- **Given task**
Will you transcribe all the entries word for word, skipping the pictures they hold?

━━━━━ Supplied material

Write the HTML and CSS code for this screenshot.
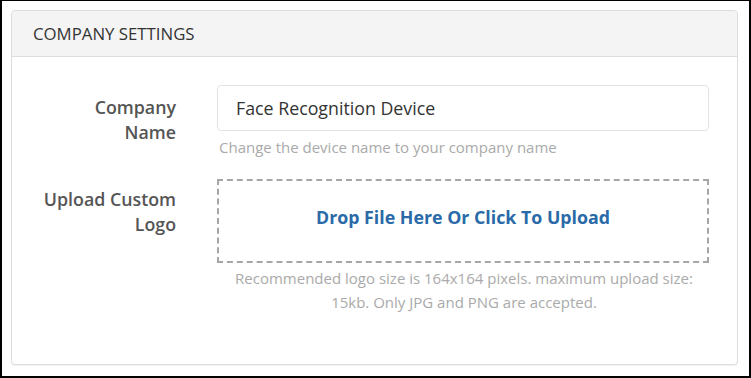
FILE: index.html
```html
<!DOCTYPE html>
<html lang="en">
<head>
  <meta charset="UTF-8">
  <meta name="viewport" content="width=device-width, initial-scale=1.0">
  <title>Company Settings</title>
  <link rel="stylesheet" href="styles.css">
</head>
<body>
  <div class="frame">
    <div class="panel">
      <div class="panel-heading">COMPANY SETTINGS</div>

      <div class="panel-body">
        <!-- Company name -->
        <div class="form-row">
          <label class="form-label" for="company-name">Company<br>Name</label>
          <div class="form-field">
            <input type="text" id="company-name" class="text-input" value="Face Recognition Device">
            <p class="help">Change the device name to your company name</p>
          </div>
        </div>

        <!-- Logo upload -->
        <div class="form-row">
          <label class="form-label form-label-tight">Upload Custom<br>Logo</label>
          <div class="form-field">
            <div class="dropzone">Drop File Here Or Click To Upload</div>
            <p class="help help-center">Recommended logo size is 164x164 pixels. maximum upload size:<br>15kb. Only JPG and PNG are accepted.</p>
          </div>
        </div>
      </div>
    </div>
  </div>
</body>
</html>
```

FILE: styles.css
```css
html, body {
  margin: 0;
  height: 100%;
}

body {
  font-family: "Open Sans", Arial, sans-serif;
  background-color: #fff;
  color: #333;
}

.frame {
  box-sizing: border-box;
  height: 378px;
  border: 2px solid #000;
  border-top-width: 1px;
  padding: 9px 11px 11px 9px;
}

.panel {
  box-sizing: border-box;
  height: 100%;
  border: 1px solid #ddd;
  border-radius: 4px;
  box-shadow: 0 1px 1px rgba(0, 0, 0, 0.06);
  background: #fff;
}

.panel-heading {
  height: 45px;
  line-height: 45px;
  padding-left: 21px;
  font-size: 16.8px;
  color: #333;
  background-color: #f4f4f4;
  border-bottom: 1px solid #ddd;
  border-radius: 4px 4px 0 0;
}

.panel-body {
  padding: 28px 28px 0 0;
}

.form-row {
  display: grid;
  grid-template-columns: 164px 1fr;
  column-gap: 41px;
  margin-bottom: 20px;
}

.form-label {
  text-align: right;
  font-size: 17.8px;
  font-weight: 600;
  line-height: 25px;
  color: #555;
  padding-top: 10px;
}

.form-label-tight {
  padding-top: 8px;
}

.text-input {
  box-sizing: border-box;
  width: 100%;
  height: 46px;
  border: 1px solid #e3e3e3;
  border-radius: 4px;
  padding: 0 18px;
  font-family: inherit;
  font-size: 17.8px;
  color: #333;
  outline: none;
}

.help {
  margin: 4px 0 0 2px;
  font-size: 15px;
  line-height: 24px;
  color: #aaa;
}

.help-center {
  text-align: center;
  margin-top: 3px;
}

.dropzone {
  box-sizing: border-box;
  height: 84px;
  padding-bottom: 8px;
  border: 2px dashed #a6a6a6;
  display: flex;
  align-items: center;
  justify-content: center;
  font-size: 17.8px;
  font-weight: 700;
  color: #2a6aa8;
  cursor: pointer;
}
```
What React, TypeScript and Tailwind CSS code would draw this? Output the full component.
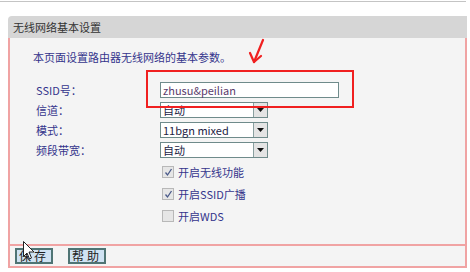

━━━━━━━━━━

- **In response**
Write the HTML and CSS code for this screenshot.
FILE: index.html
```html
<!DOCTYPE html>
<html lang="en">
<head>
  <meta charset="UTF-8">
  <meta name="viewport" content="width=device-width, initial-scale=1.0">
  <title>Company Settings</title>
  <link rel="stylesheet" href="styles.css">
</head>
<body>
  <div class="frame">
    <div class="panel">
      <div class="panel-heading">COMPANY SETTINGS</div>

      <div class="panel-body">
        <!-- Company name -->
        <div class="form-row">
          <label class="form-label" for="company-name">Company<br>Name</label>
          <div class="form-field">
            <input type="text" id="company-name" class="text-input" value="Face Recognition Device">
            <p class="help">Change the device name to your company name</p>
          </div>
        </div>

        <!-- Logo upload -->
        <div class="form-row">
          <label class="form-label form-label-tight">Upload Custom<br>Logo</label>
          <div class="form-field">
            <div class="dropzone">Drop File Here Or Click To Upload</div>
            <p class="help help-center">Recommended logo size is 164x164 pixels. maximum upload size:<br>15kb. Only JPG and PNG are accepted.</p>
          </div>
        </div>
      </div>
    </div>
  </div>
</body>
</html>
```

FILE: styles.css
```css
html, body {
  margin: 0;
  height: 100%;
}

body {
  font-family: "Open Sans", Arial, sans-serif;
  background-color: #fff;
  color: #333;
}

.frame {
  box-sizing: border-box;
  height: 378px;
  border: 2px solid #000;
  border-top-width: 1px;
  padding: 9px 11px 11px 9px;
}

.panel {
  box-sizing: border-box;
  height: 100%;
  border: 1px solid #ddd;
  border-radius: 4px;
  box-shadow: 0 1px 1px rgba(0, 0, 0, 0.06);
  background: #fff;
}

.panel-heading {
  height: 45px;
  line-height: 45px;
  padding-left: 21px;
  font-size: 16.8px;
  color: #333;
  background-color: #f4f4f4;
  border-bottom: 1px solid #ddd;
  border-radius: 4px 4px 0 0;
}

.panel-body {
  padding: 28px 28px 0 0;
}

.form-row {
  display: grid;
  grid-template-columns: 164px 1fr;
  column-gap: 41px;
  margin-bottom: 20px;
}

.form-label {
  text-align: right;
  font-size: 17.8px;
  font-weight: 600;
  line-height: 25px;
  color: #555;
  padding-top: 10px;
}

.form-label-tight {
  padding-top: 8px;
}

.text-input {
  box-sizing: border-box;
  width: 100%;
  height: 46px;
  border: 1px solid #e3e3e3;
  border-radius: 4px;
  padding: 0 18px;
  font-family: inherit;
  font-size: 17.8px;
  color: #333;
  outline: none;
}

.help {
  margin: 4px 0 0 2px;
  font-size: 15px;
  line-height: 24px;
  color: #aaa;
}

.help-center {
  text-align: center;
  margin-top: 3px;
}

.dropzone {
  box-sizing: border-box;
  height: 84px;
  padding-bottom: 8px;
  border: 2px dashed #a6a6a6;
  display: flex;
  align-items: center;
  justify-content: center;
  font-size: 17.8px;
  font-weight: 700;
  color: #2a6aa8;
  cursor: pointer;
}
```
What React, TypeScript and Tailwind CSS code would draw this? Output the full component.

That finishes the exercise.